## Given request
Extract all data as written.

## Raw data

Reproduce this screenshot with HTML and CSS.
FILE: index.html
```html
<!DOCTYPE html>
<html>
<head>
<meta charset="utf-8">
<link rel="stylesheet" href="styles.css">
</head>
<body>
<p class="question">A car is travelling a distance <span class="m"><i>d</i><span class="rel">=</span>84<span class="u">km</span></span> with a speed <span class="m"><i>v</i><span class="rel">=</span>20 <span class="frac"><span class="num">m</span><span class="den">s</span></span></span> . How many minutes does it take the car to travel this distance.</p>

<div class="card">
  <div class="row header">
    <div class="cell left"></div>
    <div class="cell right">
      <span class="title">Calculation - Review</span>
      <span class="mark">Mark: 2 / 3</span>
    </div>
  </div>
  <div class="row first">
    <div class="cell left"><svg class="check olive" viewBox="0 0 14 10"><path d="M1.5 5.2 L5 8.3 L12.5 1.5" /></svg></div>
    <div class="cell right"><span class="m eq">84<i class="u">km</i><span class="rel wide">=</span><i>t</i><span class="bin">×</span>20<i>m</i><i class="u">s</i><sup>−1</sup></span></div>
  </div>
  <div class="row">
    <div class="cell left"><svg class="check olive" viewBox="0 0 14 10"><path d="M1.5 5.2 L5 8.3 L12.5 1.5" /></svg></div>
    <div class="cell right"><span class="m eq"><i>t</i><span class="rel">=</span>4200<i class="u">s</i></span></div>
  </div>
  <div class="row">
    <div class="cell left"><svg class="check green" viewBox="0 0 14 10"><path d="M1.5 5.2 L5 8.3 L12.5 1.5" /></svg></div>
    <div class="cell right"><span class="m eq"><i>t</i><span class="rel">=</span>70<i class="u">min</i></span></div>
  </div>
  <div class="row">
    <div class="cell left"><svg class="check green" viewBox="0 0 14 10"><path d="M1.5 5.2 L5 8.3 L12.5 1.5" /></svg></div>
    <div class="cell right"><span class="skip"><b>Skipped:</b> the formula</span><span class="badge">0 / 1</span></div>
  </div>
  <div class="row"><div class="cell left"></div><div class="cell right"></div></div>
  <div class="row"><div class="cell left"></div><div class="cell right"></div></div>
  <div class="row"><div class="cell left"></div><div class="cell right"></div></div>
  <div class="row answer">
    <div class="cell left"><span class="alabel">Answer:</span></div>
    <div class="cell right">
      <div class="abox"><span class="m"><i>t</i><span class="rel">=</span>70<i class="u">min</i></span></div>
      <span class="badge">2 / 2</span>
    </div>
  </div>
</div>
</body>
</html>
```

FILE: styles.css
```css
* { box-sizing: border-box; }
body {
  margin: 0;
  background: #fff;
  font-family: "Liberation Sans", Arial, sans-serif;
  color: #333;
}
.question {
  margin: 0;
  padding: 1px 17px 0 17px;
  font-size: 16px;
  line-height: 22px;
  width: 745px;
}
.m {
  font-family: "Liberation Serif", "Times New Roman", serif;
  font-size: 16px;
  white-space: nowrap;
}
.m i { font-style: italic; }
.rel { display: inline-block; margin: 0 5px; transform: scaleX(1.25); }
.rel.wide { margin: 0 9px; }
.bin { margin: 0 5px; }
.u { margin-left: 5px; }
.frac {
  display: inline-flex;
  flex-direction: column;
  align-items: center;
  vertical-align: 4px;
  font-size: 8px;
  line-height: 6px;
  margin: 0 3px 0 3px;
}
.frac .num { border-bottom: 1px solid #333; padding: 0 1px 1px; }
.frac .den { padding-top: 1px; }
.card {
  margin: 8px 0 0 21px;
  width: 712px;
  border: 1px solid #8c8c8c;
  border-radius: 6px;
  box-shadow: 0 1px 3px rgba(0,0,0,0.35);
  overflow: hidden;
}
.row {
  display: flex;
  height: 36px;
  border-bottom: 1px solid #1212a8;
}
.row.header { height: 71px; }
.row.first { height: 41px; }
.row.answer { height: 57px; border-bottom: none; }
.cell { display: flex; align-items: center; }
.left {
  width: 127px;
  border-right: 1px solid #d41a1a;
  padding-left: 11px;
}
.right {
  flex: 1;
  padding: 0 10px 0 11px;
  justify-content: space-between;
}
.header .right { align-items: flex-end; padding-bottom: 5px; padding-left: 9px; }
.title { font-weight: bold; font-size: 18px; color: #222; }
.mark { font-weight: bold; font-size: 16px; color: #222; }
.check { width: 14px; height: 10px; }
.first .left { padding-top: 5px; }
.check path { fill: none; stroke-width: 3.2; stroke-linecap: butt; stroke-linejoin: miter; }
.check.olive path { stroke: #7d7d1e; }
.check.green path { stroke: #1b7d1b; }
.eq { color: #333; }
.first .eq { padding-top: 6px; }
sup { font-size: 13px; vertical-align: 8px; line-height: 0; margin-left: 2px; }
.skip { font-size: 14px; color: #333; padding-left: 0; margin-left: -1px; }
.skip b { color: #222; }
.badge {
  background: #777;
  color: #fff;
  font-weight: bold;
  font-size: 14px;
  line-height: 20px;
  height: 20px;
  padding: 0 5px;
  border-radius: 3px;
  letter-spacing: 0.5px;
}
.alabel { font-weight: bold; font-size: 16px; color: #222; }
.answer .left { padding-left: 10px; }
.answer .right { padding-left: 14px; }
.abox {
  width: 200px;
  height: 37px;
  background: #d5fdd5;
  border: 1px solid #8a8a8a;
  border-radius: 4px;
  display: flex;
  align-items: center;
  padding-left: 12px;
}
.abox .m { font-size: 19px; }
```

## Task output
Reproduce this screenshot with HTML and CSS.
FILE: index.html
```html
<!DOCTYPE html>
<html>
<head>
<meta charset="utf-8">
<link rel="stylesheet" href="styles.css">
</head>
<body>
<p class="question">A car is travelling a distance <span class="m"><i>d</i><span class="rel">=</span>84<span class="u">km</span></span> with a speed <span class="m"><i>v</i><span class="rel">=</span>20 <span class="frac"><span class="num">m</span><span class="den">s</span></span></span> . How many minutes does it take the car to travel this distance.</p>

<div class="card">
  <div class="row header">
    <div class="cell left"></div>
    <div class="cell right">
      <span class="title">Calculation - Review</span>
      <span class="mark">Mark: 2 / 3</span>
    </div>
  </div>
  <div class="row first">
    <div class="cell left"><svg class="check olive" viewBox="0 0 14 10"><path d="M1.5 5.2 L5 8.3 L12.5 1.5" /></svg></div>
    <div class="cell right"><span class="m eq">84<i class="u">km</i><span class="rel wide">=</span><i>t</i><span class="bin">×</span>20<i>m</i><i class="u">s</i><sup>−1</sup></span></div>
  </div>
  <div class="row">
    <div class="cell left"><svg class="check olive" viewBox="0 0 14 10"><path d="M1.5 5.2 L5 8.3 L12.5 1.5" /></svg></div>
    <div class="cell right"><span class="m eq"><i>t</i><span class="rel">=</span>4200<i class="u">s</i></span></div>
  </div>
  <div class="row">
    <div class="cell left"><svg class="check green" viewBox="0 0 14 10"><path d="M1.5 5.2 L5 8.3 L12.5 1.5" /></svg></div>
    <div class="cell right"><span class="m eq"><i>t</i><span class="rel">=</span>70<i class="u">min</i></span></div>
  </div>
  <div class="row">
    <div class="cell left"><svg class="check green" viewBox="0 0 14 10"><path d="M1.5 5.2 L5 8.3 L12.5 1.5" /></svg></div>
    <div class="cell right"><span class="skip"><b>Skipped:</b> the formula</span><span class="badge">0 / 1</span></div>
  </div>
  <div class="row"><div class="cell left"></div><div class="cell right"></div></div>
  <div class="row"><div class="cell left"></div><div class="cell right"></div></div>
  <div class="row"><div class="cell left"></div><div class="cell right"></div></div>
  <div class="row answer">
    <div class="cell left"><span class="alabel">Answer:</span></div>
    <div class="cell right">
      <div class="abox"><span class="m"><i>t</i><span class="rel">=</span>70<i class="u">min</i></span></div>
      <span class="badge">2 / 2</span>
    </div>
  </div>
</div>
</body>
</html>
```

FILE: styles.css
```css
* { box-sizing: border-box; }
body {
  margin: 0;
  background: #fff;
  font-family: "Liberation Sans", Arial, sans-serif;
  color: #333;
}
.question {
  margin: 0;
  padding: 1px 17px 0 17px;
  font-size: 16px;
  line-height: 22px;
  width: 745px;
}
.m {
  font-family: "Liberation Serif", "Times New Roman", serif;
  font-size: 16px;
  white-space: nowrap;
}
.m i { font-style: italic; }
.rel { display: inline-block; margin: 0 5px; transform: scaleX(1.25); }
.rel.wide { margin: 0 9px; }
.bin { margin: 0 5px; }
.u { margin-left: 5px; }
.frac {
  display: inline-flex;
  flex-direction: column;
  align-items: center;
  vertical-align: 4px;
  font-size: 8px;
  line-height: 6px;
  margin: 0 3px 0 3px;
}
.frac .num { border-bottom: 1px solid #333; padding: 0 1px 1px; }
.frac .den { padding-top: 1px; }
.card {
  margin: 8px 0 0 21px;
  width: 712px;
  border: 1px solid #8c8c8c;
  border-radius: 6px;
  box-shadow: 0 1px 3px rgba(0,0,0,0.35);
  overflow: hidden;
}
.row {
  display: flex;
  height: 36px;
  border-bottom: 1px solid #1212a8;
}
.row.header { height: 71px; }
.row.first { height: 41px; }
.row.answer { height: 57px; border-bottom: none; }
.cell { display: flex; align-items: center; }
.left {
  width: 127px;
  border-right: 1px solid #d41a1a;
  padding-left: 11px;
}
.right {
  flex: 1;
  padding: 0 10px 0 11px;
  justify-content: space-between;
}
.header .right { align-items: flex-end; padding-bottom: 5px; padding-left: 9px; }
.title { font-weight: bold; font-size: 18px; color: #222; }
.mark { font-weight: bold; font-size: 16px; color: #222; }
.check { width: 14px; height: 10px; }
.first .left { padding-top: 5px; }
.check path { fill: none; stroke-width: 3.2; stroke-linecap: butt; stroke-linejoin: miter; }
.check.olive path { stroke: #7d7d1e; }
.check.green path { stroke: #1b7d1b; }
.eq { color: #333; }
.first .eq { padding-top: 6px; }
sup { font-size: 13px; vertical-align: 8px; line-height: 0; margin-left: 2px; }
.skip { font-size: 14px; color: #333; padding-left: 0; margin-left: -1px; }
.skip b { color: #222; }
.badge {
  background: #777;
  color: #fff;
  font-weight: bold;
  font-size: 14px;
  line-height: 20px;
  height: 20px;
  padding: 0 5px;
  border-radius: 3px;
  letter-spacing: 0.5px;
}
.alabel { font-weight: bold; font-size: 16px; color: #222; }
.answer .left { padding-left: 10px; }
.answer .right { padding-left: 14px; }
.abox {
  width: 200px;
  height: 37px;
  background: #d5fdd5;
  border: 1px solid #8a8a8a;
  border-radius: 4px;
  display: flex;
  align-items: center;
  padding-left: 12px;
}
.abox .m { font-size: 19px; }
```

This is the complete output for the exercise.